Australian author and playwright

Dulcie Dunlop Ladds (13 May 1906 – 17 April 1972) was an Australian author, poet and playwright who was best known for her play We have Our Dreams.

== Life ==
Born Isabel Dulcie Dunlop, Ladds is known for her plays, stories, and serial publications. She wrote primarily about domestic issues and relationships between men and women. Most of her stories are set in Queensland, Australia. Her play, We have Our Dreams, was inspired by her time spent living on a banana plantation with her husband, Samuel Charles Ladds. The play was first produced in 1957. It was later translated into German and performed at the Baden Baden on the 15 March 1959. In her 1987 daughter Lola Tarnawski published, Such Stuff As Dreams, a biography of Ladds and a history detailing the writing of We have Our Dreams.

Ladds also ran a studio centered on dance and dramatic art in Brisbane, Australia.

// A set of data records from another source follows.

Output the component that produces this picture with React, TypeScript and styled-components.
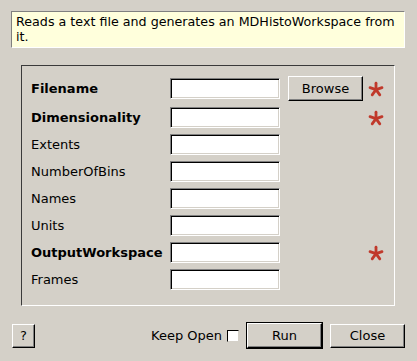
import React from "react";
import styled, { createGlobalStyle } from "styled-components";

const GlobalStyle = createGlobalStyle`
    html, body {
        margin: 0;
        padding: 0;
        background: #d4d0c8;
    }
    body {
        font-family: "DejaVu Sans", "Liberation Sans", sans-serif;
        font-size: 13px;
        color: #000000;
    }
`

const Dialog = styled.div`
    width: 417px;
    height: 361px;
    box-sizing: border-box;
    padding: 11px 12px 0 11px;
    display: flex;
    flex-direction: column;
    background: #d4d0c8;
`

const Description = styled.div`
    box-sizing: border-box;
    width: 394px;
    height: 37px;
    padding: 2px 0 0 4px;
    background: #ffffdc;
    border-top: 1px solid #808080;
    border-left: 1px solid #808080;
    border-right: 1px solid #ffffff;
    border-bottom: 1px solid #ffffff;
    font-size: 12.7px;
    line-height: 15px;
    white-space: nowrap;
    overflow: hidden;
`

const Frame = styled.div`
    box-sizing: border-box;
    margin: 17px 0 0 10px;
    width: 374px;
    height: 241px;
    padding: 10px 0 0 9px;
    border-top: 1px solid #3a3a3a;
    border-left: 1px solid #3a3a3a;
    border-right: 1px solid #ffffff;
    border-bottom: 1px solid #ffffff;
`

const PropertyGrid = styled.div`
    display: grid;
    grid-template-columns: 133px 110px 75px 16px;
    column-gap: 6px;
    row-gap: 6px;
    grid-auto-rows: 21px;
    grid-template-rows: 25px;
    align-items: center;
    & > :nth-child(4n + 3) { margin-left: 2px; }
    & > :nth-child(4n) { margin-left: 1px; }
`

const Label = styled.div<{ $bold?: boolean }>`
    font-weight: ${(p) => (p.$bold ? 700 : 400)};
    white-space: nowrap;
`

const TextInput = styled.input`
    box-sizing: border-box;
    width: 110px;
    height: 21px;
    margin: 0;
    padding: 0 3px;
    background: #ffffff;
    border-top: 1px solid #808080;
    border-left: 1px solid #808080;
    border-right: 1px solid #ffffff;
    border-bottom: 1px solid #ffffff;
    box-shadow: inset 1px 1px 0 #000000, inset -1px -1px 0 #d4d0c8;
    font: inherit;
    outline: none;
`

const PushButton = styled.button<{ $default?: boolean; $w: number; $h: number }>`
    box-sizing: border-box;
    width: ${(p) => p.$w}px;
    height: ${(p) => p.$h}px;
    margin: 0;
    padding: 0;
    background: #d4d0c8;
    font: inherit;
    color: #000000;
    border-top: 1px solid #ffffff;
    border-left: 1px solid #ffffff;
    border-right: 1px solid #000000;
    border-bottom: 1px solid #000000;
    box-shadow: inset -1px -1px 0 #808080;
    outline: ${(p) => (p.$default ? "1px solid #000000" : "none")};
    outline-offset: 0;
    display: flex;
    align-items: center;
    justify-content: center;
`

const Empty = styled.div``

const Footer = styled.div`
    margin-top: 17px;
    display: flex;
    align-items: center;
    padding-left: 1px;
`

const Spacer = styled.div`
    flex: 1;
`

const KeepOpen = styled.label`
    display: flex;
    align-items: center;
    gap: 5px;
    margin-right: 8px;
`

const CheckBox = styled.span`
    box-sizing: border-box;
    width: 12px;
    height: 12px;
    background: #ffffff;
    border-top: 1px solid #000000;
    border-left: 1px solid #000000;
    border-right: 1px solid #d4d0c8;
    border-bottom: 1px solid #d4d0c8;
    margin-top: 1px;
`

function Star() {
    return (
        <svg width="16" height="16" viewBox="0 0 16 16">
            <g stroke="#c0392b" strokeWidth="2.8" strokeLinecap="round" fill="none">
                <line x1="8" y1="8.6" x2="8" y2="2.2" />
                <line x1="8" y1="8.6" x2="14" y2="6.6" />
                <line x1="8" y1="8.6" x2="2" y2="6.6" />
                <line x1="8" y1="8.6" x2="11.8" y2="13.8" />
                <line x1="8" y1="8.6" x2="4.2" y2="13.8" />
            </g>
        </svg>
    );
}

const properties = [
    { name: "Filename", bold: true, browse: true, required: true },
    { name: "Dimensionality", bold: true, required: true },
    { name: "Extents" },
    { name: "NumberOfBins" },
    { name: "Names" },
    { name: "Units" },
    { name: "OutputWorkspace", bold: true, required: true },
    { name: "Frames" },
];

export default function App() {
    return (
        <>
            <GlobalStyle />
            <Dialog>
                <Description>
                    Reads a text file and generates an MDHistoWorkspace from
                    <br />
                    it.
                </Description>
                <Frame>
                    <PropertyGrid>
                        {properties.map((p) => (
                            <React.Fragment key={p.name}>
                                <Label $bold={p.bold}>{p.name}</Label>
                                <TextInput />
                                {p.browse ? (
                                    <PushButton $w={75} $h={25}>Browse</PushButton>
                                ) : (
                                    <Empty />
                                )}
                                {p.required ? <Star /> : <Empty />}
                            </React.Fragment>
                        ))}
                    </PropertyGrid>
                </Frame>
                <Footer>
                    <PushButton $w={23} $h={24}>?</PushButton>
                    <Spacer />
                    <KeepOpen>
                        Keep Open
                        <CheckBox />
                    </KeepOpen>
                    <PushButton $default $w={75} $h={25}>Run</PushButton>
                    <PushButton $w={75} $h={24} style={{ marginLeft: 8 }}>Close</PushButton>
                </Footer>
            </Dialog>
        </>
    );
}
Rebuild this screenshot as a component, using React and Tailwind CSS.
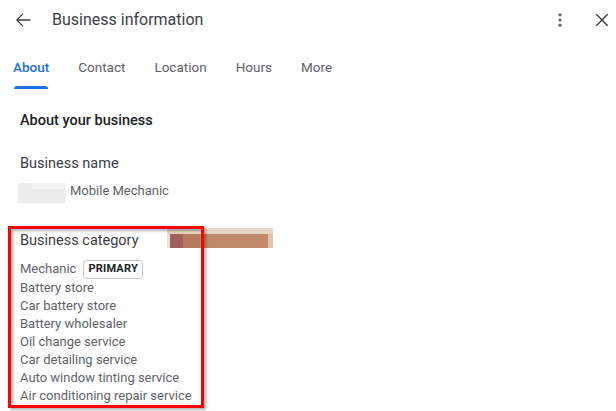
import React from "react";

const tabs = ["About", "Contact", "Location", "Hours", "More"];

const categories = [
  "Battery store",
  "Car battery store",
  "Battery wholesaler",
  "Oil change service",
  "Car detailing service",
  "Auto window tinting service",
  "Air conditioning repair service",
];

function Header() {
  return (
    <div className="h-[40px] flex items-center pl-[12px] pr-[4px]">
      <svg width="22" height="22" viewBox="0 0 24 24" className="text-[#3c4043]">
        <path fill="currentColor" d="M20 11.2H6.9l5.5-5.5L11.5 4.8 4.3 12l7.2 7.2.9-.9-5.5-5.5H20v-1.6z" />
      </svg>
      <h1 className="ml-[18px] text-[16px] leading-[20px] text-[#3c4043]">
        Business information
      </h1>
      <div className="ml-auto flex items-center">
        <svg width="20" height="20" viewBox="0 0 20 20" className="mr-[22px]">
          <circle cx="10" cy="4.8" r="1.6" fill="#5f6368" />
          <circle cx="10" cy="10" r="1.6" fill="#5f6368" />
          <circle cx="10" cy="15.2" r="1.6" fill="#5f6368" />
        </svg>
        <svg width="20" height="20" viewBox="0 0 20 20">
          <path d="M4.3 4.3L15.7 15.7M15.7 4.3L4.3 15.7" stroke="#3c4043" strokeWidth="1.5" />
        </svg>
      </div>
    </div>
  );
}

function Tabs() {
  return (
    <div className="flex gap-[29px] pl-[13px]">
      {tabs.map((t, i) => (
        <div key={t} className="flex flex-col pt-[17px]">
          <span
            className={
              i === 0
                ? "text-[13.5px] leading-[20px] font-medium text-[#1a73e8]"
                : "text-[13.5px] leading-[20px] text-[#5f6368]"
            }
          >
            {t}
          </span>
          <div
            className={
              i === 0
                ? "mt-[9px] h-[3px] mx-[1px] rounded-t-[3px] bg-[#1a73e8]"
                : "mt-[9px] h-[3px]"
            }
          />
        </div>
      ))}
    </div>
  );
}

function Blur() {
  // pixelated redaction next to the category title
  return (
    <div className="absolute left-[147px] top-[-3px] w-[106px] h-[20px] flex flex-col">
      <div className="h-[6px] bg-[#e7d5c8]" />
      <div className="flex h-[14px]">
        <div className="w-[3px] bg-[#ecdfd6]" />
        <div className="w-[13px] bg-[#a1615b]" />
        <div className="w-[17px] bg-[#b67b5d]" />
        <div className="w-[68px] bg-[#c08a6a]" />
        <div className="w-[5px] bg-[#dcc3b2]" />
      </div>
    </div>
  );
}

export default function App() {
  return (
    <div className="w-[616px] h-[411px] bg-white overflow-hidden font-['Roboto',_'Liberation_Sans',_sans-serif]">
      <Header />
      <Tabs />

      <div className="ml-[20px] mt-[22px] text-[14.5px] leading-[20px] font-medium text-[#202124]">
        About your business
      </div>

      <div className="ml-[20px] mt-[23px] text-[14.5px] leading-[20px] text-[#3c4043]">
        Business name
      </div>
      <div className="ml-[18px] mt-[7px] flex items-start h-[20px]">
        <div className="mt-[2px] w-[48px] h-[20px] bg-[#ececec] flex flex-col">
          <div className="h-[6px] w-[34px] ml-[14px] bg-[#f3f3f3]" />
        </div>
        <span className="ml-[4px] text-[13px] leading-[20px] text-[#5f6368]">Mobile Mechanic</span>
      </div>

      <div className="relative ml-[8px] mt-[25px] w-[196px] h-[182px] pt-[5px] pl-[12px]">
        <div className="relative text-[14.5px] leading-[20px] text-[#3c4043]">
          Business category
          <Blur />
        </div>
        <div className="mt-[8px] flex items-center h-[20px]">
          <span className="text-[13px] leading-[18px] text-[#5f6368]">Mechanic</span>
          <span className="ml-[7px] h-[19px] px-[4px] flex items-center border border-[#c4c7cc] rounded-[4px] text-[11px] font-bold tracking-[0.2px] text-[#202124]">
            PRIMARY
          </span>
        </div>
        {categories.map((c) => (
          <div key={c} className="text-[13px] leading-[18px] text-[#5f6368] whitespace-nowrap">
            {c}
          </div>
        ))}
        <div className="pointer-events-none absolute inset-0 border-[3px] border-[#ff0000] shadow-[2px_2px_3px_rgba(0,0,0,0.3),inset_2px_2px_3px_rgba(0,0,0,0.3)]" />
      </div>
    </div>
  );
}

== Selected publications ==
- Ladds, Dulcie Dunlop (1944). "Marriage is monotonous and other stories"
- Ladds, Dulcie Dunlop (1944). "The lighted window and other stories"

== Honors and awards ==
In 1938 Ladds won the Twelfth Night competition for her play What of Michael. In 1942 she was awarded the C.J. Dennis Memorial Award for We have Our Dreams.